One of my favorite quotes ever was a wife’s lovely tribute to her husband – “I get excited when I hear his key in the door. It’s like ‘Ooh! The party’s going to start.’” Quick – any idea who said it? The enamored wife was the wonderful late Anne Bancroft, and the mate to whom she referred, of course, was the extraordinary Mel Brooks.
To close out our musical month of November, we had long-held tickets for Mel Brooks’ new stage version of “Young Frankenstein” – a musical adaptation of his 1974 screen creation. To be blunt, I was less “whelmed” than I thought I’d be.
Don’t get me wrong. There is no one who comes even remotely close to Mel Brooks in elevating high schtick to an art form. His writing, directing and producing work stands alone within the genre, and as far as acting, he more than deserved the three Emmys he earned with his creation and performance of “Uncle Phil” on NBC’s Mad About You.
But this show seemed to be a real stretch of the formula. There were a few side-splitting moments, and the performances of (60-year-old!) Andrea Martin as Frau Blucher (neighhhhh!) and Christopher Fitzgerald as Igor (Hump? Vhat hump?) were hilariously brilliant. Several musical numbers, most notably “Please Don’t Touch Me” and “He Vas My Boyfriend,” brought down the house. The big song and dance number – “Puttin’ on the Ritz” – was appropriately funny and respectably done, and the high-budget set and effects were impressive.
But much of the rest of the production felt forced and oversold. Like they wrote a superb first draft, but found it only ran an hour and fifteen, so they had to come up with a few more throw-away songs, some additional irrelevant lines and scenes, a dozen new gags and innuendos upon which to pause for the requisite laughter. There were far too many “wait for it” moments, when you knew what was coming, but the actor would pause for a second too long and make you wait for the inevitable punchline.
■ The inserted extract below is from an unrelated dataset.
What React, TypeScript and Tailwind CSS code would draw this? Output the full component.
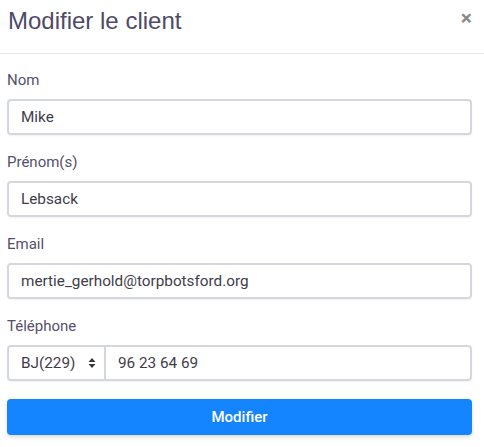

Most interesting to me was that the show began exactly the same way as the current Broadway smash, “Wicked,” – with a joyful expression of the death of a feared and despised villager (the Witch of the West in “Wicked” and Dr. Victor von Frankenstein here). And the final scene was performed under an enormous illuminated moon, replicating the conclusion of another Broadway hit, “Mamma Mia.” It all made for a fairly forgettable evening, and a palpably under-energized audience.
Roger Bart was fine as Dr. Frankenstein (“that’s FRONK-en-STEEN”), and Sutton Foster was particularly funny as Inga. I found Shuler Hensley’s Monster, however, to be lackluster. And what about the most well-known of the cast, Megan Mullally? Her performance was inconsistent in my opinion, and it seemed like she fell back into her Will and Grace Karen Walker character when she needed laughs. I’m not sure anyone could succeed in the Elizabeth role though – trying to break out any role originally created by the incomparable late Madeline Kahn, is nearly impossible.
Similarly, there was no way Mel Brooks was going follow up his smash Broadway debut of “The Producers” with anything remotely as phenomenal. Lightening usually only strikes once – and this time he had to use the special effects to create the lightening. Literally.